REPUBLIKA.CO.ID, JAKARTA – Pemerintah hendaknya tidak meremehkan dampak krisis ekonomi yang terjadi di Amerika Serikat dan Eropa.
Pasalnya, persoalan ekonomi di kedua kawasan tersebut sudah cukup akut sehingga efeknya merembet ke negara lain. "Saya lihat ini sudah memprihatinkan dan patut diwaspadai. Karena persoalan di dua kekuatan ekonomi Amerika dan Eropa cukup akut," ujar Pengamat Pasar Uang, Farial Anwar, kepada Republika, Kamis (22/9).
Berbagai masalah ekonomi ini, lanjut Farial, sudah terjadi berbulan-bulan. Sejumlah pertemuan ekonomi belum berhasil mengatasi persoalan yang bersumber dari krisis utang tersebut. Akibatnya perekonomian global menjadi melambat.
IMF sebelumnya bahkan telah mengoreksi pertumbuhan ekonomi AS dan 17 negara lain yang menggunakan mata uang euro. Secara keseluruhan, IMF memprediksi pertumbuhan global hanya akan tumbuh empat persen untuk dua tahun, yaitu 2011 dan 2012
Melambatnya perekonomian dunia, menurut Farial, akan berdampak kepada pertumbuhan ekonomi di Indonesia. Pertumbuhan ekonomi Indonesia akan lebih pesimis dari target dalam APBN Perubahan 2011 yang sebesar 6,5 persen.

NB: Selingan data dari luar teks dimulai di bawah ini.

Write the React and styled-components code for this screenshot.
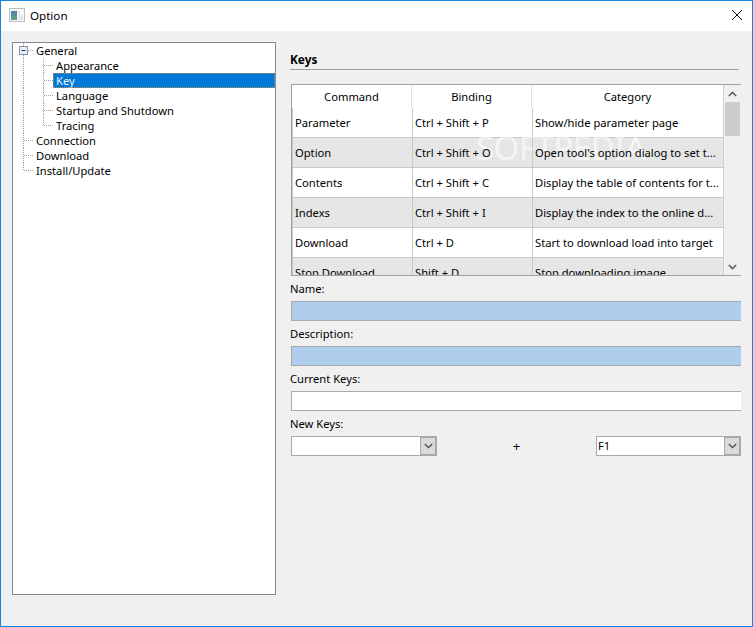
import React from "react";
import styled, { createGlobalStyle } from "styled-components";

const treeItems = [
  { label: "General", level: 0, expander: true },
  { label: "Appearance", level: 1 },
  { label: "Key", level: 1, selected: true },
  { label: "Language", level: 1 },
  { label: "Startup and Shutdown", level: 1 },
  { label: "Tracing", level: 1, last: true },
  { label: "Connection", level: 0 },
  { label: "Download", level: 0 },
  { label: "Install/Update", level: 0, last: true },
];

const bindings = [
  ["Parameter", "Ctrl + Shift + P", "Show/hide parameter page"],
  ["Option", "Ctrl + Shift + O", "Open tool's option dialog to set t..."],
  ["Contents", "Ctrl + Shift + C", "Display the table of contents for t..."],
  ["Indexs", "Ctrl + Shift + I", "Display the index to the online d..."],
  ["Download", "Ctrl + D", "Start to download load into target"],
  ["Stop Download", "Shift + D", "Stop downloading image"],
];

const TreeGuide = ({ level, last, expander }) => (
  <svg width={level ? 40 : 20} height="15" viewBox={`0 0 ${level ? 40 : 20} 15`} style={{ flexShrink: 0 }}>
    <g stroke="#a0a0a0" strokeDasharray="1 1" fill="none">
      {level === 0 && <path d={`M10.5 0V${last ? 8 : 15}`} />}
      {level === 0 && <path d="M11 7.5H20" />}
      {level === 1 && <path d="M10.5 0V15" />}
      {level === 1 && <path d={`M30.5 0V${last ? 8 : 15}`} />}
      {level === 1 && <path d="M31 7.5H40" />}
    </g>
    {expander && (
      <g>
        <rect x="6.5" y="3.5" width="8" height="8" fill="#e8edf5" stroke="#8a94a6" />
        <path d="M8.5 7.5H12.5" stroke="#1f3f7a" />
      </g>
    )}
  </svg>
);

const Chevron = ({ up }) => (
  <svg width="9" height="6" viewBox="0 0 9 6">
    <path d={up ? "M0.8 5L4.5 1.4L8.2 5" : "M0.8 1L4.5 4.6L8.2 1"} fill="none" stroke="#606060" strokeWidth="1.6" />
  </svg>
);

const ComboBox = ({ value }) => (
  <Combo>
    <ComboText>{value}</ComboText>
    <ComboButton>
      <svg width="9" height="6" viewBox="0 0 9 6">
        <path d="M0.8 1L4.5 4.6L8.2 1" fill="none" stroke="#555" strokeWidth="1.4" />
      </svg>
    </ComboButton>
  </Combo>
);

export default function App() {
  return (
    <>
      <GlobalStyle />
      <Window>
        <TitleBar>
          <TitleIcon>
            <svg width="16" height="14" viewBox="0 0 16 14">
              <defs>
                <linearGradient id="paneFill" x1="0" y1="0" x2="0" y2="1">
                  <stop offset="0" stopColor="#4f7f9f" />
                  <stop offset="1" stopColor="#5fa58c" />
                </linearGradient>
              </defs>
              <rect x="0.5" y="0.5" width="15" height="13" fill="#f6f6f6" stroke="#bdbdbd" />
              <rect x="2" y="3" width="6" height="9" fill="url(#paneFill)" />
              <rect x="9" y="3" width="5" height="9" fill="#e4e8e8" />
              <rect x="11" y="3" width="3" height="4" fill="#fafafa" />
            </svg>
          </TitleIcon>
          <TitleText>Option</TitleText>
          <CloseIcon width="10" height="10" viewBox="0 0 10 10">
            <path d="M0 0L10 10M10 0L0 10" stroke="#111" fill="none" />
          </CloseIcon>
        </TitleBar>
        <Body>
          <Tree>
            {treeItems.map((item) => (
              <TreeRow key={item.label}>
                <TreeGuide level={item.level} last={item.last} expander={item.expander} />
                <TreeLabel $selected={item.selected}>{item.label}</TreeLabel>
              </TreeRow>
            ))}
          </Tree>
          <Panel>
            <Heading>Keys</Heading>
            <TableFrame>
              <TableArea>
                <HeaderRow>
                  <HeaderCell>Command</HeaderCell>
                  <HeaderCell>Binding</HeaderCell>
                  <HeaderCell>Category</HeaderCell>
                </HeaderRow>
                {bindings.map((row, i) => (
                  <Row key={row[0]} $alt={i % 2 === 1}>
                    {row.map((text) => (
                      <Cell key={text}>{text}</Cell>
                    ))}
                  </Row>
                ))}
              </TableArea>
              <ScrollBar>
                <ScrollButton><Chevron up /></ScrollButton>
                <ScrollThumb />
                <ScrollTrack />
                <ScrollButton><Chevron /></ScrollButton>
              </ScrollBar>
              <Watermark>SOFTPEDIA</Watermark>
            </TableFrame>
            <FieldLabel>Name:</FieldLabel>
            <Field $filled />
            <FieldLabel>Description:</FieldLabel>
            <Field $filled />
            <FieldLabel>Current Keys:</FieldLabel>
            <Field />
            <FieldLabel>New Keys:</FieldLabel>
            <ComboRow>
              <ComboBox value="" />
              <Plus>+</Plus>
              <ComboBox value="F1" />
            </ComboRow>
          </Panel>
        </Body>
      </Window>
    </>
  );
}

const GlobalStyle = createGlobalStyle`
  html, body {
    margin: 0;
    padding: 0;
  }
  * {
    box-sizing: border-box;
  }
`;

const Window = styled.div`
  width: 753px;
  height: 627px;
  border: 1px solid #1883d7;
  background: #f0f0f0;
  font-family: "Noto Sans", sans-serif;
  font-size: 11.2px;
  color: #000;
  display: flex;
  flex-direction: column;
  overflow: hidden;
`;

const TitleBar = styled.div`
  height: 30px;
  background: #fff;
  display: flex;
  align-items: center;
  padding: 0 0 2px 8px;
  flex-shrink: 0;
`;

const TitleIcon = styled.div`
  width: 16px;
  height: 14px;
  display: flex;
`;

const TitleText = styled.span`
  margin-left: 5px;
  font-size: 11.6px;
`;

const CloseIcon = styled.svg`
  margin-left: auto;
  margin-right: 10px;
`;

const Body = styled.div`
  flex: 1;
  display: flex;
  padding: 11px 11px 31px 11px;
  min-height: 0;
`;

const Tree = styled.div`
  width: 264px;
  height: 553px;
  background: #fff;
  border: 1px solid #828790;
  flex-shrink: 0;
`;

const TreeRow = styled.div`
  height: 15px;
  display: flex;
  align-items: center;
`;

const TreeLabel = styled.div`
  flex: 1;
  height: 15px;
  line-height: 15px;
  padding-left: 3px;
  background: ${(p) => (p.$selected ? "#0078d7" : "transparent")};
  color: ${(p) => (p.$selected ? "#e8f2fb" : "#000")};
  outline: ${(p) => (p.$selected ? "1px dotted #c98a4a" : "none")};
  outline-offset: -1px;
`;

const Panel = styled.div`
  width: 451px;
  margin-left: 14px;
  padding-top: 8px;
  overflow: hidden;
`;

const Heading = styled.div`
  font-weight: 700;
  font-size: 11.8px;
  height: 20px;
  line-height: 19px;
  width: 449px;
  border-bottom: 1px solid #a0a0a0;
`;

const TableFrame = styled.div`
  position: relative;
  margin: 14px 0 0 1px;
  height: 192px;
  width: 450px;
  display: flex;
  border-top: 1px solid #a0a0a0;
  border-bottom: 1px solid #a0a0a0;
  border-left: 1px solid #a0a0a0;
  overflow: hidden;
`;

const TableArea = styled.div`
  width: 432px;
  flex-shrink: 0;
  background: #fff;
  border-right: 1px solid #d0d0d0;
  overflow: hidden;
`;

const HeaderRow = styled.div`
  display: grid;
  grid-template-columns: 120px 120px 191px;
  height: 23px;
`;

const HeaderCell = styled.div`
  text-align: center;
  line-height: 23px;
  border-right: 1px solid #e4e4e4;
  &:last-child {
    border-right: none;
  }
`;

const Row = styled.div`
  display: grid;
  grid-template-columns: 120px 120px 191px;
  height: 30px;
  background: ${(p) => (p.$alt ? "#e6e6e6" : "#fff")};
  border-bottom: 1px solid #c8c8c8;
  border-left: 1px solid #c8c8c8;
`;

const Cell = styled.div`
  position: relative;
  z-index: 1;
  line-height: 29px;
  padding-left: 2px;
  white-space: nowrap;
  overflow: hidden;
  border-right: 1px solid #c8c8c8;
  &:last-child {
    border-right: none;
  }
`;

const ScrollBar = styled.div`
  flex: 1;
  display: flex;
  flex-direction: column;
  background: #f0f0f0;
`;

const ScrollButton = styled.div`
  height: 17px;
  display: flex;
  align-items: center;
  justify-content: center;
`;

const ScrollThumb = styled.div`
  height: 34px;
  margin: 0 1px;
  background: #cdcdcd;
`;

const ScrollTrack = styled.div`
  flex: 1;
`;

const Watermark = styled.div`
  position: absolute;
  left: 184px;
  top: 43px;
  font-size: 33px;
  line-height: 40px;
  letter-spacing: -0.5px;
  color: rgba(255, 255, 255, 0.6);
  pointer-events: none;
`;

const FieldLabel = styled.div`
  height: 25px;
  line-height: 25px;
`;

const Field = styled.div`
  height: 20px;
  margin-left: 1px;
  background: ${(p) => (p.$filled ? "#afcdec" : "#fff")};
  border: 1px solid #a9a9a9;
  border-right: none;
`;

const ComboRow = styled.div`
  display: flex;
  align-items: center;
  justify-content: space-between;
  padding-left: 1px;
`;

const Combo = styled.div`
  width: 146px;
  height: 20px;
  display: flex;
  background: #fff;
  border: 1px solid #a9a9a9;
  &:last-child {
    width: 145px;
  }
`;

const ComboText = styled.div`
  flex: 1;
  line-height: 18px;
  padding-left: 1px;
`;

const ComboButton = styled.div`
  width: 16px;
  background: #dadada;
  border: 1px solid #a9a9a9;
  display: flex;
  align-items: center;
  justify-content: center;
`;

const Plus = styled.span`
  width: 14px;
  text-align: center;
  font-size: 13px;
`;
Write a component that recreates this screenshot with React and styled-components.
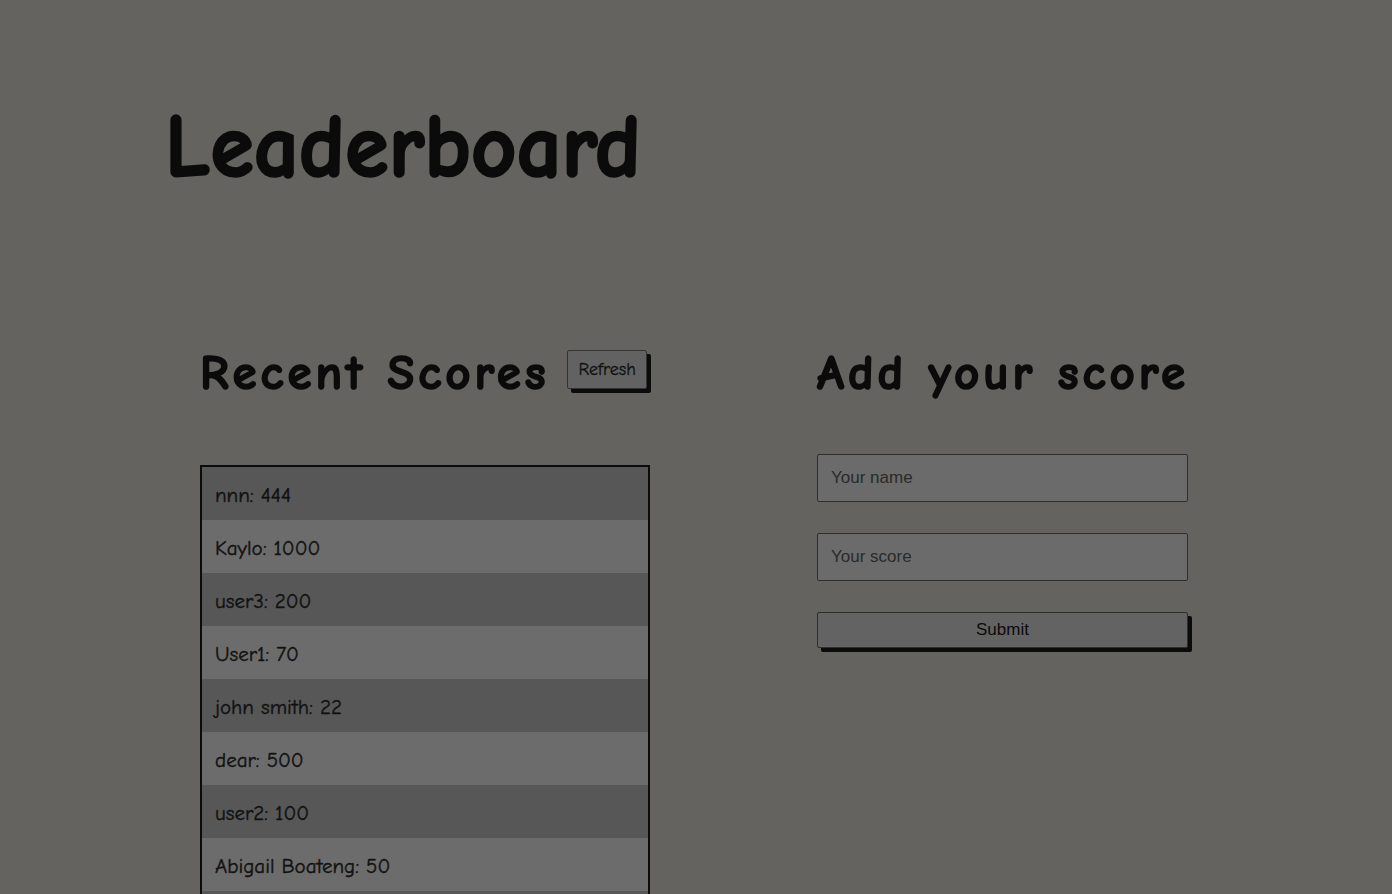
import React from 'react';
import styled, { createGlobalStyle } from 'styled-components';

const GlobalStyle = createGlobalStyle`
  body {
    margin: 0;
    background-color: #64635f;
    font-family: "Comic Sans MS", "Comic Neue", Lato, sans-serif;
    color: #0b0b0b;
  }
`;

const Page = styled.div`
  height: 894px;
  overflow: hidden;
`;

const Title = styled.h1`
  margin: 0;
  padding: 100px 0 0 165px;
  font-size: 88px;
  line-height: 96px;
  font-weight: 700;
  height: 150px;
  -webkit-text-stroke: 2.5px #0b0b0b;
  letter-spacing: 0.3px;
`;

const Columns = styled.div`
  display: flex;
  align-items: flex-start;
  gap: 167px;
  padding: 98px 0 0 200px;
`;

const Column = styled.section`
  width: ${(p) => p.width}px;
  display: flex;
  flex-direction: column;
`;

const HeadingRow = styled.div`
  display: flex;
  align-items: center;
  gap: 18px;
  height: 50px;
`;

const Heading = styled.h2`
  margin: 0;
  font-size: 49px;
  line-height: 50px;
  font-weight: 700;
  letter-spacing: 3.95px;
  white-space: nowrap;
  -webkit-text-stroke: 1.6px #0b0b0b;
`;

const RefreshButton = styled.button`
  font-family: inherit;
  font-size: 18px;
  color: #111;
  background: #626262;
  border: 1px solid #333;
  border-radius: 2px;
  height: 39px;
  padding: 0 10px;
  box-shadow: 4px 4px 0 #0b0b0b;
  margin-top: -8px;
  -webkit-text-stroke: 0.3px #111;
  cursor: pointer;
`;

const ScoreList = styled.ul`
  list-style: none;
  margin: 67px 0 0;
  padding: 0;
  border: 2px solid #0b0b0b;
  border-bottom: none;
`;

const ScoreItem = styled.li`
  height: 53px;
  display: flex;
  align-items: center;
  padding: 2px 13px 0;
  box-sizing: border-box;
  font-size: 21px;
  color: #111;
  -webkit-text-stroke: 0.4px #111;
  background: ${(p) => (p.dark ? '#575757' : '#6c6c6c')};
`;

const Form = styled.form`
  display: flex;
  flex-direction: column;
  gap: 31px;
  margin-top: 56px;
`;

const Input = styled.input`
  box-sizing: border-box;
  width: 100%;
  height: 48px;
  padding: 0 13px;
  border: 1px solid #2e2e2e;
  border-radius: 2px;
  background: #6b6b6b;
  font-family: "Liberation Sans", Arial, sans-serif;
  font-size: 17px;
  color: #1e1e1e;
  outline: none;

  &::placeholder {
    color: #2a2a2a;
  }
`;

const SubmitButton = styled.button`
  box-sizing: border-box;
  width: 100%;
  height: 36px;
  border: 1px solid #2e2e2e;
  border-radius: 2px;
  background: #636363;
  font-family: "Liberation Sans", Arial, sans-serif;
  font-size: 17px;
  color: #0b0b0b;
  box-shadow: 4px 4px 0 #0b0b0b;
  cursor: pointer;
`;

const scores = [
  { name: 'nnn', score: 444 },
  { name: 'Kaylo', score: 1000 },
  { name: 'user3', score: 200 },
  { name: 'User1', score: 70 },
  { name: 'john smith', score: 22 },
  { name: 'dear', score: 500 },
  { name: 'user2', score: 100 },
  { name: 'Abigail Boateng', score: 50 },
  { name: 'kwame', score: 10 },
];

const App = () => {
  return (
    <Page>
      <GlobalStyle />
      <Title>Leaderboard</Title>
      <Columns>
        <Column width={450}>
          <HeadingRow>
            <Heading>Recent Scores</Heading>
            <RefreshButton type="button">Refresh</RefreshButton>
          </HeadingRow>
          <ScoreList>
            {scores.map((s, i) => (
              <ScoreItem key={i} dark={i % 2 === 0}>
                {s.name}: {s.score}
              </ScoreItem>
            ))}
          </ScoreList>
        </Column>
        <Column width={371}>
          <HeadingRow>
            <Heading>Add your score</Heading>
          </HeadingRow>
          <Form onSubmit={(e) => e.preventDefault()}>
            <Input type="text" placeholder="Your name" />
            <Input type="number" placeholder="Your score" />
            <SubmitButton type="submit">Submit</SubmitButton>
          </Form>
        </Column>
      </Columns>
    </Page>
  );
};

export default App;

Kontribusi pertumbuhan yang berasal dari investasi dan ekspor akan terganggu. Sebagaimana diketahui, pasar ekspor Indonesia banyak mengarah ke Amerika dan Eropa. Jika kedua negara itu terpuruk dalam krisis maka berdampak kepada angka ekspor Indonesia. "Sedangan Amerika dan Eropa juga termasuk cukup besar investasinya di dalam negeri," jelasnya.
Beruntung bagi Indonesia, meskipun mengalami perlambatan namun tidak seperti negara lain. Karena Indonesia masih memiliki pasar domestik yang cukup baik. Sehingga pertumbuhan ekonomi akan ditopang melalui konsumsi masyarakat.
Farial menilai keuangan Amerika saat ini sudah sangat bergantung pada utang. Mereka terus mengeluarkan surat utang untuk membiayai keuangan negaranya. "Mereka gali lobang dan tutup lobang (dengan utang), tetapi tetap saja negara itu masih sombong," katanya.